In Melbourne on vacation, I pick up my camera to do some grunge shooting – I’m here for the art and the fun of travelling solo. I ask a Flinders Station employee if he knows any good photography spots outside of the regular, and he recommends me to the alley leading just outside of Chinatown.

In doing so, he explains the highlights of alleyways like Hosier Lane, Centre Place and Croft Alley in Melbourne – little nooks and crannies where young people meet to eat, dance and express themselves in ways which do not require self-pleasure or unnecessarily loud media exposure. However, what he didn’t tell me is the importance of some of these locations -and it’s not just for the sake of underground art and expression.

I venture on my own to Croft Alley. True to his word, the alley can be found in the heart of Chinatown off Little Bourke Street.

At first I genuinely thought that the excursion might be a waste of time – another average alley filled with generalised art. This thought almost broke me to the point of not bothering to turn the corner.

But what I end up finding in this little alley is not just enthralling – it’s potentially life changing:

photo1

The expression of this little area is remarkable. Just in that above picture alone, there’s a cartoon whale, ‘3M5’ scrawled next to the top left window and a whole lot of other mysterious acronyms that are somewhat jargon-like to the local community.

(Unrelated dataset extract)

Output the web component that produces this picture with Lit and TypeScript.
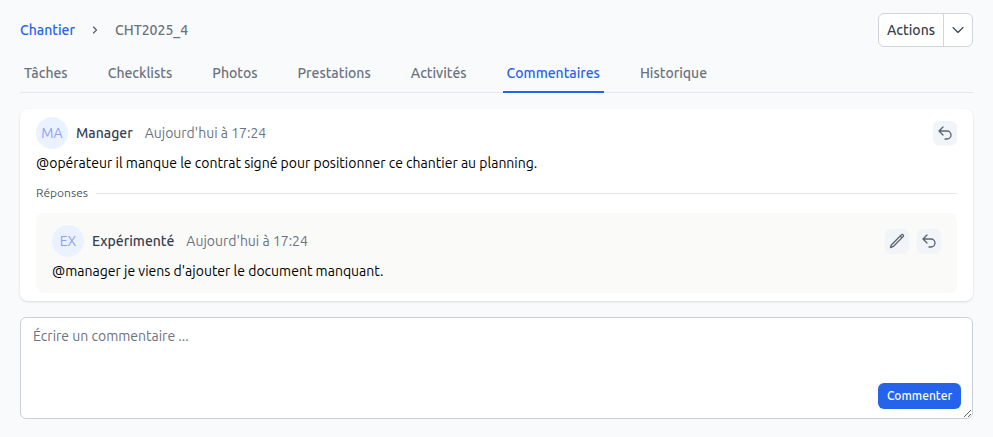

As I further turn in this alley, I find that the rest of the street art is pretty darn spectacular, from murals of Indigenous men to ghosts with spiked hair. One piece represents a young man pointing at something which is indeterminable.

photo2Well.

That is until you look to what he is pointing to on the side: a monster with pearl white teeth. How the hell that set of teeth did not succumb to oxidisation I will never know. However, the point is that he is somewhat confused and frightened. His eyes swirl in a terrified daze. By his innocence and his facial expressions, you couldn’t tell what he has been through exactly.

The monster could represent anything; it’s the black devil that resides in all of us, the fear of not knowing what will turn up next, as represented by the grey insanity that the boy is pointing at. He’s scared of it. We’re scared of it. But all we can do is point at it. When I first saw it, no lie, I thought I was going to crack.

photo5The world can be a decrepit place. It’s not pretty sometimes to admit to ourselves that there are whole alleyways of pain and torturous expression we can write our history and perspectives into. But sometimes art is a grateful expression for which we can all stare at and think of.

On my way out of this lane and back into the city, I meet a young, homeless gentleman. And here I had my first experience of crying in public since a very young age.

He’s homeless. He’s tired. He’s giving up – on everything. He is the boy in Croft Alley. He’s the one that’s confused and pointing at a monster he cannot get rid of – except he knows this monster. Yet, all he can do is look to the side and think of what will happen next. Outside of the flashy bars, like the one at the end of Croft Alley (The Croft Distillery) and even the glitz of the Yarra River, there are over 23,000 homeless people just in Victoria.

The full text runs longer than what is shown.